How should campus sexual assault accusations be judged?
Standards of evidence are politically contested. But the most crucial issue is due process.
When secretary of education Betsy DeVos announced that she was rescinding Obama administration guidelines for handling sexual assault on college campuses, there was reason to be suspicious. Given the president’s behavior, the Trump administration has little credibility on issues of sexual assault. And victim advocates were alarmed earlier this year when a Justice Department memo called for making assault victims’ sexual histories admissible in hearings. DeVos’s push to tighten standards for determining guilt in assault cases on campus could be seen—and was seen by many—as a retreat from supporting victims.
But DeVos raised an important issue acknowledged by observers across the political spectrum: universities have been ill-equipped to handle accusations of sexual assault, and their procedures need reform. As Laura Kipnis stresses in Unwanted Advances (reviewed in this issue), the effort to adjudicate assault charges to meet federal civil rights standards has led individual college administrators to violate norms of due process.

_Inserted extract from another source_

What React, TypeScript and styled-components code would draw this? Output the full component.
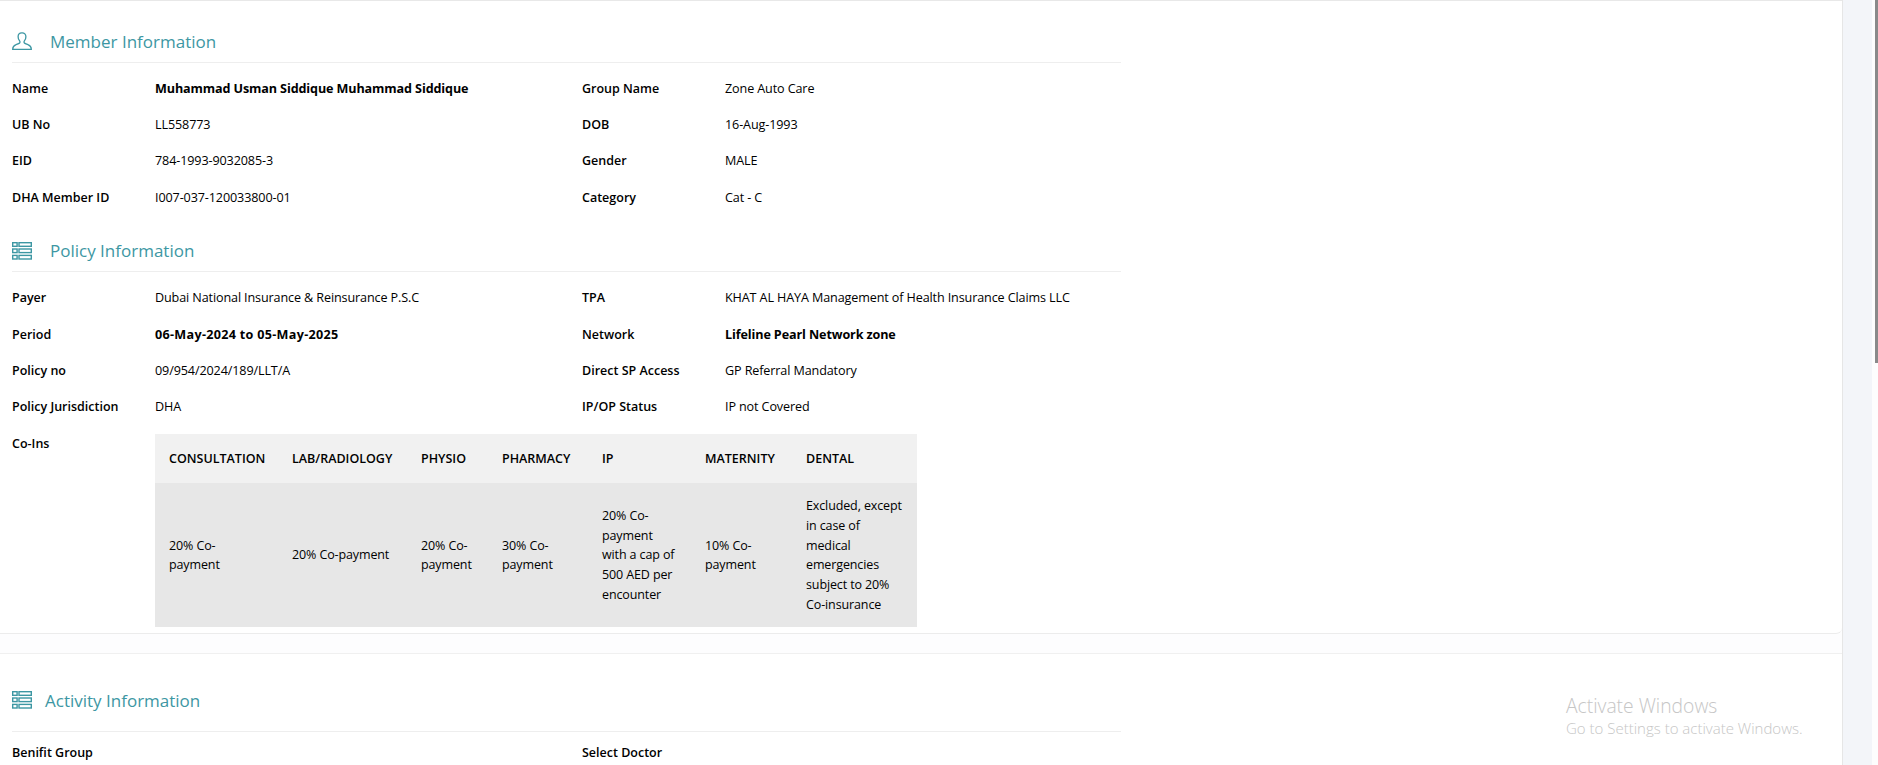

Current rules put schools in an unusually difficult position. They are called on to examine intimate aspects of students’ lives and to resolve cases in which the alleged victim and alleged perpetrator are often living on the same campus. To reach a responsible conclusion, administrators must find a way resist gender and racial stereotypes about who is likely to be victim or perpetrator and to resist as well their instinct to protect the school’s image.